TNK-BP owns a 1.5% stake in Rosneft. If its bid next week were accepted, the company would control a 10% stake in the Kremlin-run company – and would be entitled to a seat on Rosneft’s board.

Yesterday, however, experts familiar with the political realities in Russia said this would not happen. “No,” Arytom Konchin, an oil and gas analyst at Moscow’s Aton brokerage said, asked whether TNK-BP’s bid might succeed against the odds.

Rosneft itself was certain to win the auction for Yukos’s stake in its business, Mr Konchin said. The company was currently involved in a bitter struggle with its Russian state-owned rival Gazprom, he added, with the rivalry spilling over into different factions inside the Kremlin.

Under auction rules at least two bidders are needed for next week’s auction to be valid. Yesterday, however, TNK-BP denied that it was bidding merely in an attempt to appease the Kremlin at a time when the future of its Kovytka project is uncertain.

TNK-BP plans to fund the bid from its own resources and with cash from its owners – BP and a group of Russian billionaires. A spokesman for Yukos’s receiver confirmed that more than one bid had been registered. A source close to the process said TNK-BP had put up a $1.5bn deposit.

Rosneft did not comment on TNK-BP’s bid, but said Rosneft president Sergei Bogdanchikov had met Lord Browne yesterday. “The two men discussed the issues of cooperation in project and shareholding spheres,” spokesman Vladimir Voyevoda said.
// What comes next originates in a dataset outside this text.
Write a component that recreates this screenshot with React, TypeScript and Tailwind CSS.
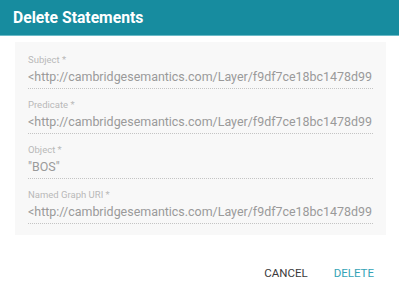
import React from "react";

const fields = [
  { label: "Subject *", value: "<http://cambridgesemantics.com/Layer/f9df7ce18bc1478d99" },
  { label: "Predicate *", value: "<http://cambridgesemantics.com/Layer/f9df7ce18bc1478d99" },
  { label: "Object *", value: "\"BOS\"" },
  { label: "Named Graph URI *", value: "<http://cambridgesemantics.com/Layer/f9df7ce18bc1478d99" },
];

export default function App() {
  return (
    <div className="w-[399px] h-[289px] bg-white overflow-hidden" style={{ fontFamily: "Roboto, 'Liberation Sans', sans-serif" }}>
      <div className="h-[36px] bg-[#178c9f] border-b border-[#6bbac7] flex items-center pl-[13px]">
        <h1 className="text-[15.7px] font-bold text-white leading-none">Delete Statements</h1>
      </div>
      <div className="mx-[15px] mt-[6px] w-[371px] h-[193px] bg-[#f8f8f8] px-[13px] pt-[12px]">
        {fields.map((f) => (
          <div key={f.label} className="h-[45px]">
            <div className="text-[9.5px] leading-[12px] text-[#b9b9b9]">{f.label}</div>
            <div className="mt-[2px] text-[12.45px] leading-[18px] text-[#9a9a9a] whitespace-nowrap overflow-hidden">{f.value}</div>
            <div className="mt-[2px] border-b border-dotted border-[#c4c4c4]" />
          </div>
        ))}
      </div>
      <div className="flex justify-end gap-[26px] pr-[25px] mt-[33px]">
        <span className="text-[11.5px] font-normal text-[#3a3a3a] leading-none">CANCEL</span>
        <span className="text-[11.5px] font-normal text-[#33a3b6] leading-none">DELETE</span>
      </div>
    </div>
  );
}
Rosneft has lined up a $22bn (£11.2bn) jumbo loan from eight western banks to buy assets from Yukos. Yukos’s former owner Mikhail Khodorkovsky is sitting in a Siberian jail after being convicted of fraud and corruption. Yukos shareholders say the Kremlin attacked the company to punish Khodorkovsky for his political ambitions. They have promised to sue any company buying its assets.

“There’s a lot of risk attached to any western company getting involved in these auctions,” said Tim Osborne, director of Yukos holding company Menatep. “Because they’re in receipt of stolen goods, they can never get good title.”

A source close to the auction process said TNK-BP’s bid showed there would be real competition this time. “This is not some kind of strange legal entity with a postbox somewhere in Kamchatka,” the source said.

Yukos’s holding of Rosneft shares will be auctioned on Tuesday. The auction has a starting price of $7.47bn, against a market value of $8.86bn.

Rise and fall

Yukos emerged from the privatisation of former Soviet Union assets in the 1990s and at its height was one of the world’s largest oil companies. It was run by Mikhail Khodorkovsky. He clashed with Putin over energy policy and provoked the Kremlin’s wrath by channelling funds to opposition parties. Yukos won plaudits from the west for good corporate governance but the political pressure inside Russia grew and Yukos was presented with a series of multibillion-pound tax demands. Khodorkovsky was arrested in 2003. Rosneft bought Yukos’s main production unit after a forced auction in 2004.